Purna Warta — Setiap tahun, jutaan umat Muslim dari seluruh penjuru dunia membanjiri jalanan dari Najaf ke Karbala, sebuah perjalanan spiritual yang melampaui jarak fisik semata. Perjalanan ini terjadi pada hari Arba’in, atau hari ke-40 setelah kesyahidan Imam Husain bin Ali (AS), cucu Nabi Muhammad SAW, di medan Karbala pada tahun 680 Masehi. Bagi para pecinta keluarga Nabi, ini adalah momen sakral yang tidak hanya mengingatkan akan perjuangan keadilan, tetapi juga memperkuat ikatan spiritual dengan Ahlul Bait.
Kedermawanan Orang-orang Iraq dalam Menyambut Ziarah
Di sepanjang perjalanan dari Najaf ke Karbala, dan bahkan sebelumnya, para ziarah diterima dengan kedermawanan luar biasa oleh penduduk setempat. Orang-orang Iraq, terlepas dari latar belakang sosial atau ekonomi mereka, bersatu dalam semangat untuk menyambut para ziarah dengan hangat dan kebaikan hati.

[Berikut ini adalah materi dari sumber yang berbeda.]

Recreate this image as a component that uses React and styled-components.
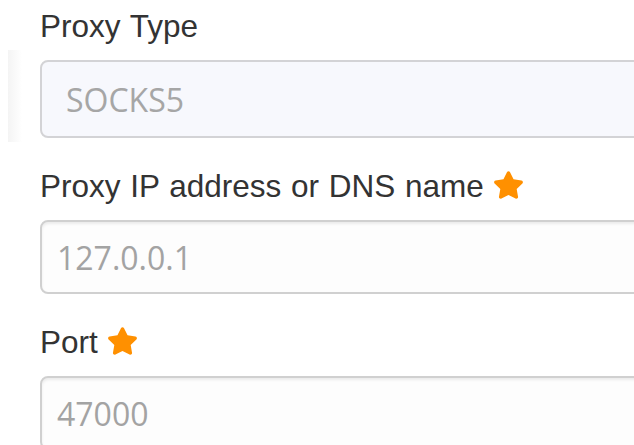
import React from 'react';
import styled, { createGlobalStyle } from 'styled-components';

const GlobalStyle = createGlobalStyle`
  html, body {
    margin: 0;
    padding: 0;
    background: #fff;
    overflow: hidden;
  }
`;

function RequiredStar() {
  return (
    <StarIcon viewBox="0 0 576 512" aria-hidden="true">
      <path d="M259.3 17.8 194 150.2 47.9 171.5c-26.2 3.8-36.7 36.1-17.7 54.6l105.7 103-25 145.5c-4.5 26.3 23.2 46 46.4 33.7L288 439.6l130.7 68.7c23.2 12.2 50.9-7.4 46.4-33.7l-25-145.5 105.7-103c19-18.5 8.5-50.8-17.7-54.6L382 150.2 316.7 17.8c-11.7-23.6-45.6-23.9-57.4 0z" />
    </StarIcon>
  );
}

export default function App() {
  return (
    <>
      <GlobalStyle />
      <Form>
        <Field>
          <Label>Proxy Type</Label>
          <SelectBox>SOCKS5</SelectBox>
        </Field>
        <Field>
          <Label>
            Proxy IP address or DNS name <RequiredStar />
          </Label>
          <Input type="text" placeholder="127.0.0.1" />
        </Field>
        <Field>
          <Label>
            Port <RequiredStar />
          </Label>
          <Input type="text" placeholder="47000" />
        </Field>
      </Form>
    </>
  );
}

const Form = styled.form`
  display: flex;
  flex-direction: column;
  gap: 28px;
  width: 720px;
  padding: 6px 0 0 40px;
  position: relative;

  &::before {
    content: '';
    position: absolute;
    left: 8px;
    top: 50px;
    width: 14px;
    height: 92px;
    background: linear-gradient(to right, #f4f4f4, #fff);
  }
`;

const Field = styled.div`
  display: flex;
  flex-direction: column;
  gap: 14px;
`;

const Label = styled.label`
  display: flex;
  align-items: center;
  gap: 9px;
  font-family: "Liberation Sans", Arial, sans-serif;
  font-size: 31.5px;
  word-spacing: 1px;
  line-height: 40px;
  color: #333;
`;

const StarIcon = styled.svg`
  width: 31px;
  height: 28px;
  fill: #ff9000;
  margin-top: -3px;
`;

const SelectBox = styled.div`
  box-sizing: border-box;
  height: 78px;
  display: flex;
  align-items: center;
  padding: 0 24px;
  border: 2px solid #d3d3d6;
  border-radius: 8px;
  background: #f7f8fd;
  font-family: "Open Sans", sans-serif;
  font-size: 32px;
  color: #a6a6a6;
`;

const Input = styled.input`
  box-sizing: border-box;
  width: 100%;
  height: 74px;
  padding: 0 15px;
  border: 2px solid #d0d0d0;
  border-radius: 8px;
  background: #fdfdfd;
  box-shadow: inset 0 2px 3px rgba(0, 0, 0, 0.075);
  font-family: "Open Sans", sans-serif;
  font-size: 32px;
  color: #555;

  &::placeholder {
    color: #a3a3a3;
  }

  &:focus {
    outline: none;
  }
`;
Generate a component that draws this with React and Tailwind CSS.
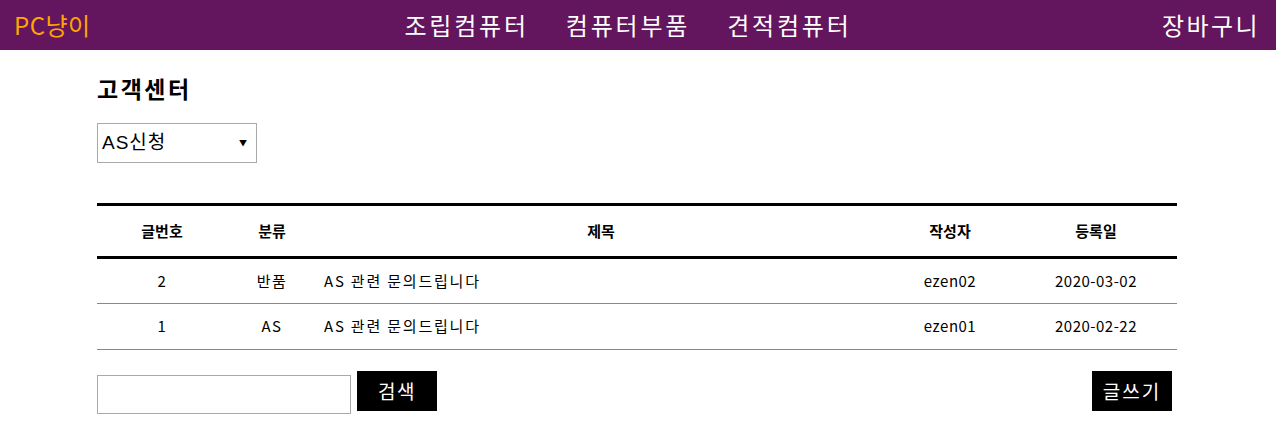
import { useState } from "react";

const posts = [
  { no: 2, category: "반품", title: "AS 관련 문의드립니다", writer: "ezen02", date: "2020-03-02" },
  { no: 1, category: "AS", title: "AS 관련 문의드립니다", writer: "ezen01", date: "2020-02-22" },
];

const font = { fontFamily: '"Noto Sans CJK KR", "Noto Sans", sans-serif' };

const Header = () => (
  <header className="h-[50px] bg-[#63165e] flex items-center px-[14px]">
    <div className="flex-1">
      <a className="text-[24px] leading-[30px] text-[#ffa500] tracking-[0.5px]">PC냥이</a>
    </div>
    <nav className="flex gap-[37px] text-[24px] leading-[30px] text-white tracking-[2.8px] mr-[18px]">
      <a>조립컴퓨터</a>
      <a>컴퓨터부품</a>
      <a>견적컴퓨터</a>
    </nav>
    <div className="flex-1 flex justify-end pr-[2px]">
      <a className="text-[24px] leading-[30px] text-white tracking-[2.4px]">장바구니</a>
    </div>
  </header>
);

export default function App() {
  const [keyword, setKeyword] = useState("");

  return (
    <div className="bg-white min-h-[444px] text-black" style={font}>
      <Header />
      <main className="w-[1080px] ml-[97px]">
        <h2 className="text-[23px] leading-[30px] font-bold tracking-[2.5px] mt-[23px]">고객센터</h2>
        <div className="relative mt-[20px] w-[160px] h-[40px] border border-[#aaaaaa] flex items-center px-[4px]">
          <span
            className="text-[19px] leading-[24px] tracking-[1px]"
            style={{ fontFamily: '"Liberation Sans", "Noto Sans CJK KR", sans-serif' }}
          >
            AS신청
          </span>
          <span className="absolute right-[9px] top-[15px] text-[8px] leading-[8px]">▼</span>
        </div>

        <table className="w-full mt-[40px] border-collapse text-[15px] tracking-[0.5px] table-fixed">
          <colgroup>
            <col className="w-[130px]" />
            <col className="w-[90px]" />
            <col />
            <col className="w-[130px]" />
            <col className="w-[162px]" />
          </colgroup>
          <thead>
            <tr className="border-t-[3px] border-b-[3px] border-black h-[53px]">
              <th className="font-semibold tracking-normal">글번호</th>
              <th className="font-semibold tracking-normal">분류</th>
              <th className="font-semibold tracking-normal">제목</th>
              <th className="font-semibold tracking-normal">작성자</th>
              <th className="font-semibold tracking-normal">등록일</th>
            </tr>
          </thead>
          <tbody>
            {posts.map((p) => (
              <tr key={p.no} className="border-b border-[#888888] h-[46px]">
                <td className="text-center">{p.no}</td>
                <td className="text-center tracking-[1.5px]">{p.category}</td>
                <td className="text-left pl-[7px] tracking-[1.8px]">{p.title}</td>
                <td className="text-center">{p.writer}</td>
                <td className="text-center">{p.date}</td>
              </tr>
            ))}
          </tbody>
        </table>

        <div className="flex items-start justify-between mt-[21px] pr-[5px]">
          <div className="flex items-start gap-[6px]">
            <input
              value={keyword}
              onChange={(e) => setKeyword(e.target.value)}
              className="mt-[4px] w-[254px] h-[39px] border border-[#aaaaaa] outline-none px-2"
            />
            <button className="w-[80px] h-[40px] bg-black text-white text-[19px] leading-[24px] tracking-[1.5px]">검색</button>
          </div>
          <button className="w-[80px] h-[40px] bg-black text-white text-[19px] leading-[24px] tracking-[2px]">글쓰기</button>
        </div>
      </main>
    </div>
  );
}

Pada hari-hari menjelang Arba’in, jalan-jalan utama diisi dengan tenda-tenda yang disediakan oleh warga setempat dan kelompok sukarelawan. Di dalam tenda-tenda ini, para ziarah tidak hanya menemukan tempat beristirahat dari perjalanan yang melelahkan, tetapi juga makanan dan minuman yang disediakan tanpa dipungut biaya. Setiap penziarah, dari yang muda hingga yang tua, diterima dengan senyum dan keramahan yang menghangatkan hati.
Tidak hanya itu, beberapa keluarga bahkan membuka rumah mereka sendiri untuk menyambut para ziarah, menawarkan tempat tidur, mandi, dan makanan kepada mereka yang datang dari jauh. Kedermawanan ini menjadi bagian tak terpisahkan dari tradisi penyambutan di Irak, di mana nilai-nilai keramahan dan perhatian terhadap tamu dihormati secara mendalam.
Kesimpulan
Perjalanan dari Najaf ke Karbala untuk menghormati Imam Husain (AS) pada hari Arba’in bukan sekadar ritual keagamaan, tetapi juga perjalanan spiritual dan sosial yang mengikat umat Muslim dalam persaudaraan dan kebaikan. Kedermawanan orang-orang Iraq dalam menyambut para ziarah adalah cerminan dari nilai-nilai kemanusiaan yang universal, di mana cinta dan perhatian kepada sesama menjadi landasan utama dalam membangun komunitas yang inklusif dan berempati.